+++ Material to process
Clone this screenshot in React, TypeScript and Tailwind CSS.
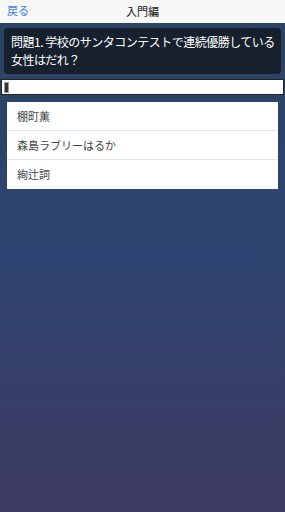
const choices = ['棚町薫', '森島ラブリーはるか', '絢辻詞'];

export default function App() {
    return (
        <div
            className="flex h-[512px] w-[285px] flex-col overflow-hidden bg-gradient-to-b from-[#2a4463] via-[#2e4470] to-[#3d3a62]"
            style={{ fontFamily: '"Noto Sans CJK JP", "Liberation Sans", sans-serif' }}
        >
            {/* Nav bar */}
            <div className="relative flex h-[23px] items-center justify-center bg-[#f7f7f7]">
                <span className="absolute left-[7px] top-[2px] text-[11px] text-[#3b82d6]">戻る</span>
                <span className="text-[11px] text-[#111]">入門編</span>
            </div>

            {/* Question */}
            <div className="mx-[4px] mt-[5px] whitespace-nowrap rounded-[4px] bg-[#17212e] px-[7px] pt-[5px] pb-[5px] text-[12px] leading-[18px] tracking-[-0.5px] text-white">
                問題1. 学校のサンタコンテストで連続優勝している
                <br />
                女性はだれ？
            </div>

            {/* Input */}
            <div className="mx-[1px] mt-[5px] flex h-[16px] items-center border border-[#222] bg-white px-[2px]">
                <div className="h-[11px] w-[5px] border border-[#999] bg-[#2b3640]" />
            </div>

            {/* Choices */}
            <div className="mx-[7px] mt-[7px] bg-white">
                {choices.map((c, i) => (
                    <div
                        key={c}
                        className={`flex h-[29px] items-center px-[10px] text-[11px] text-[#444] ${i < choices.length - 1 ? 'border-b border-[#e3e3e3]' : ''}`}
                    >
                        {c}
                    </div>
                ))}
            </div>
        </div>
    );
}
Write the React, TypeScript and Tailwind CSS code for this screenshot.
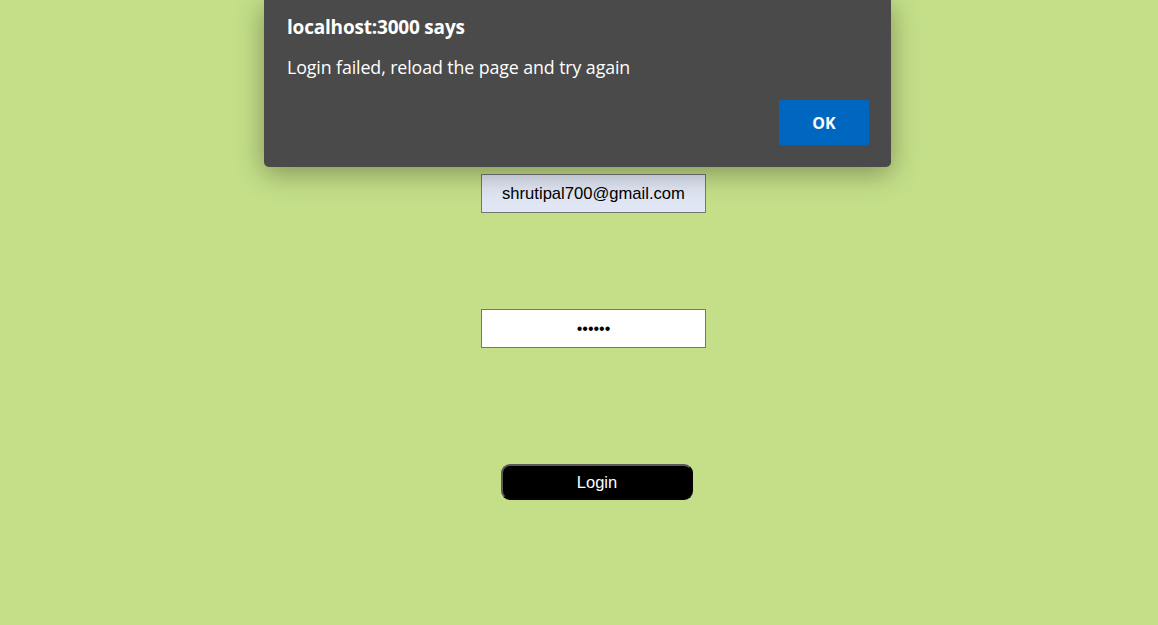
++++++
• **Prompt**
Show every line where the string "this" appears.

• **Written answer**
Clone this screenshot in React, TypeScript and Tailwind CSS.
Write the React, TypeScript and Tailwind CSS code for this screenshot.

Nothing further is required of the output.